Fine accused Guyger of lying on the witness stand. He said she first testified she shot Jean when he was 13 feet away from her inside the apartment but then said on redirect examination that he was farther back in the apartment by the back door.
“You know how Bo was not by the door? There was a baseball bat there,” Fine said. “That baseball bat was not touched. A normal person would grab that baseball bat with someone busting in their home.”
Fine reminded jurors of the testimony of Texas Ranger and lead investigator David Armstrong on Saturday that the white boxer shorts Jean was wearing had no pockets.
“She says she’s looking for his hands, but he has no pockets,” Fine said. “His hands were pushing him off the couch. You guys know that’s the truth, you know it.”
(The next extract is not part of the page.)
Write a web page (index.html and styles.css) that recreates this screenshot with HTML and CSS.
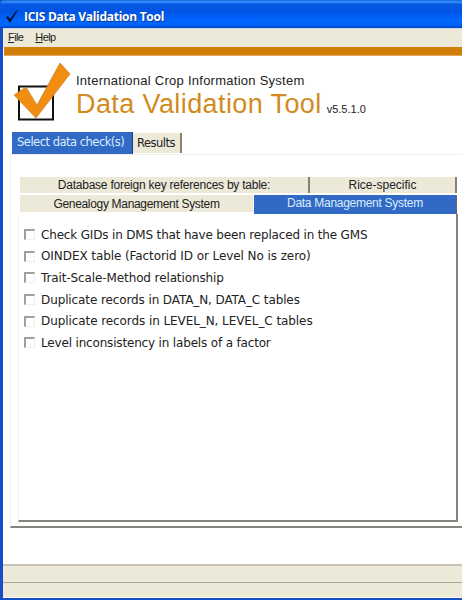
FILE: index.html
```html
<!DOCTYPE html>
<html lang="en">
<head>
<meta charset="utf-8">
<title>ICIS Data Validation Tool</title>
<link rel="stylesheet" href="styles.css">
</head>
<body>
<div class="window">
  <header class="titlebar">
    <svg class="tick" width="12" height="13" viewBox="0 0 12 13"><path d="M0 7 2 6 4 9 10 1 12 0 4 13Z" fill="#001238"/></svg>
    <span>ICIS Data Validation Tool</span>
  </header>
  <div class="frame">
    <nav class="menu"><span class="file"><u>F</u>ile</span><span><u>H</u>elp</span></nav>
    <div class="stripe"></div>
    <main>
      <div class="brand">
        <svg class="logo" width="58" height="60" viewBox="0 0 58 60">
          <rect x="5" y="24.5" width="34" height="33" fill="#fff" stroke="#111" stroke-width="2"/>
          <path d="M0 33 12 25 23 43 46 1 56 12 22 56Z" fill="#f18e12" stroke="#bd751d" stroke-width=".6"/>
        </svg>
        <div class="names">
          <div class="system">International Crop Information System</div>
          <div class="product"><span class="name">Data Validation Tool</span><span class="version">v5.5.1.0</span></div>
        </div>
      </div>
      <div class="tabs"><div class="tab active"><span>Select data check(s)</span></div><div class="tab results"><span>Results</span></div></div>
      <section class="panel">
        <div class="subtabs top"><div><span class="t-db">Database foreign key references by table:</span></div><div><span class="t-rice">Rice-specific</span></div></div>
        <div class="subtabs bottom"><div><span class="t-gen">Genealogy Management System</span></div><div class="selected"><span class="t-data">Data Management System</span></div></div>
        <div class="checks">
          <div class="check"><i></i><span class="c1">Check GIDs in DMS that have been replaced in the GMS</span></div>
          <div class="check"><i></i><span class="c2">OINDEX table (Factorid ID or Level No is zero)</span></div>
          <div class="check"><i></i><span class="c3">Trait-Scale-Method relationship</span></div>
          <div class="check"><i></i><span class="c4">Duplicate records in DATA_N, DATA_C tables</span></div>
          <div class="check"><i></i><span class="c5">Duplicate records in LEVEL_N, LEVEL_C tables</span></div>
          <div class="check"><i></i><span class="c6">Level inconsistency in labels of a factor</span></div>
        </div>
      </section>
    </main>
    <footer><div></div><div></div></footer>
  </div>
</div>
</body>
</html>
```
FILE: styles.css
```css
* { box-sizing: border-box; }
body { margin: 0; background: #fff; font-family: "Liberation Sans", Arial, sans-serif; color: #222; }
.window { width: 462px; height: 600px; overflow: hidden; display: flex; flex-direction: column; background: #164ec5; }
.titlebar { height: 28px; flex: none; display: flex; align-items: center; gap: 6px; padding: 5px 0 0 6px; border-top-left-radius: 5px; background: linear-gradient(#1265d8 0, #3992ff 2px, #0759e4 4px, #0054e3 12px, #0066ff 20px, #0064fb 25px, #0041bd 28px); color: #fff; font: bold 12px/20px "Open Sans", sans-serif; letter-spacing: -.28px; white-space: nowrap; text-shadow: 1px 1px #123a88; }
.frame { flex: 1; display: flex; flex-direction: column; margin: 0 0 2px 3px; background: #fff; }
.menu { height: 19px; flex: none; background: #ece9d8; border-top: 1px solid #c9d6ec; display: flex; gap: 12px; padding-left: 5px; font: 11px/16px "Liberation Sans", sans-serif; letter-spacing: -.6px; }
.menu u { text-underline-offset: 1px; }
.stripe { height: 9px; flex: none; margin-left: 1px; background: #d07f09; border-bottom: 1px solid #dfa964; }
main { flex: 1; display: flex; flex-direction: column; }
.brand { height: 76px; display: flex; padding: 6px 0 0 11px; }
.names { padding: 11px 0 0 4px; white-space: nowrap; }
.system { font-size: 13px; line-height: 16px; letter-spacing: .26px; }
.product { display: flex; align-items: baseline; gap: 5px; line-height: 31px; }
.name { font-size: 27px; color: #d28b1c; letter-spacing: .4px; }
.version { font-size: 11px; }
.tabs { height: 22px; display: flex; margin-left: 9px; font: 11.5px/20px "DejaVu Sans", sans-serif; letter-spacing: -.5px; white-space: nowrap; }
.active { width: 121px; padding-left: 5px; background: #316ac5; color: #dcecff; border-right: 1px solid #173e81; }
.results { width: 49px; height: 20px; margin-top: 1px; padding-left: 4px; line-height: 21px; background: #ece9d8; border-right: 2px solid #888577; }
.panel { height: 374px; margin-left: 7px; padding: 22px 3px 0 7px; border-left: 1px solid #f0efe9; border-top: 1px solid #f0efe9; border-bottom: 2px solid #85847f; display: flex; flex-direction: column; }
.subtabs { display: grid; white-space: nowrap; text-align: center; font-size: 12px; }
.subtabs > div { background: #ece9d8; }
.top { grid-template-columns: 290px 147px; height: 16px; margin-left: 2px; line-height: 17px; }
.top > div { border-right: 2px solid #858276; }
.t-db { letter-spacing: -.24px; }
.t-gen { letter-spacing: -.32px; }
.t-data { letter-spacing: -.28px; }
.bottom { grid-template-columns: 234px 203px; height: 21px; line-height: 19px; margin-left: 2px; border-top: 2px solid #fff; }
.bottom > div:first-child { height: 17px; border-right: 1px solid #fff; }
.bottom .selected { color: #dcecff; background: #316ac5; border-right: 1px solid #666; line-height: 16px; }
.checks { flex: 1; width: 440px; margin-bottom: 4px; padding: 10px 0 0 5px; border-left: 1px solid #f0efe9; border-right: 2px solid #85847f; border-bottom: 2px solid #85847f; }
.check { height: 21.6px; display: flex; align-items: center; gap: 6px; font: 12px/20px "DejaVu Sans", sans-serif; white-space: nowrap; }
.check i { width: 11px; height: 11px; border: 2px solid #a09f9b; border-right: 1px solid #efeee9; border-bottom: 1px solid #efeee9; }
.c1, .c6 { letter-spacing: -.17px; }
.c2, .c5 { letter-spacing: -.08px; }
.c3, .c4 { letter-spacing: -.11px; }
footer { height: 34px; flex: none; background: #ece9d8; border-top: 2px solid #c7c5b9; border-bottom: 1px solid #fff; }
footer div:first-child { height: 17px; border-bottom: 1px solid #aaa89e; }
```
Prosecutors have accused Guyger of being distracted by sexually explicit text messages she exchanged that night with her married police partner. Guyger admitted on the witness stand last week that the two had an affair, but denied there were plans to meet that night.
“Look down, there is a big red mat,” Fine said of indicators that Guyger was at the wrong apartment. “Let’s open up the apartment and get hit with a cloud of marijuana. Her eyes are not working, her sense of hearing is not working. This is crazy. This is a trained professional. Think for one second, use your brain.”
The defense has argued the sexting is a non-issue and Guyger simply did not notice the large red mat at Jean’s door because she was carrying her armored vest, lunch box and backpack in her arms.
Fine reminded jurors that the key element to prove in convicting Guyger of murder is that she intended to kill Jean, a standard that is far higher than the recklessness needed to convict on the lesser charge of manslaughter.
“She told you she intended to kill. That’s murder,” Fine said.
Defense attorney Toby Shook’s closing statement was less emotional than the prosecution’s. He warned jurors that prosecutors wanted them to be upset and riled up. He described the shooting as a “horrible perfect storm that came together.”
“Who would not have sympathy for Botham Jean?” Shook asked. “A wonderful human being who died under these tragic circumstances. But that is not part of your consideration as a jury.”
Shook said prosecutors failed to “get over the burden of proof” so they are redirecting the jury’s anger.
“I want you to follow the law,” Shook said. “If we have juries who follow their emotions, bad things happen.”
Shook told jurors to ignore prosecution evidence outside of the actual shooting itself, arguing the allegations that Guyger did not perform CPR or call for back and texted on her phone while first responders tried to save Jean are meant to purely anger them.
“You can hate her for sending that text, but you cannot convict her because that has nothing to do with her decision to shoot,” the attorney said.
Shook also criticized the emphasis of prosecution witnesses on what proper police procedure would be in responding to a burglary, stating Guyger was not responding to a call but rather returning home from work.
Shook reiterated that Guyger committed a reasonable “mistake of fact” in entering the wrong apartment due to poor signage and confusing floor plans, and defended herself against what she thought was an intruder in her home with deadly force.
“Ninety-three people in that building said they had been on the wrong floor before, 46% of people on the third and fourth floor said they parked on the wrong floor. Are they unreasonable?” Shook asked. “This is from the prosecution’s own investigator witnesses, they found it.”
Outside the presence of the jury before closing arguments, Dallas County District Judge Tammy Kemp ruled to include the “castle doctrine” in the instructions she later read aloud to the jury. It means the jury can consider if Guyger was justified in using deadly force to defend herself against what she believed was an intruder in her home.
Kemp overruled a prosecution request to not include the “mistake of fact” defense in the instructions. The judge also decided to only give the jury the option to convict on murder, manslaughter or to acquit – leaving out an option to convict on a lesser charge of criminally negligent homicide.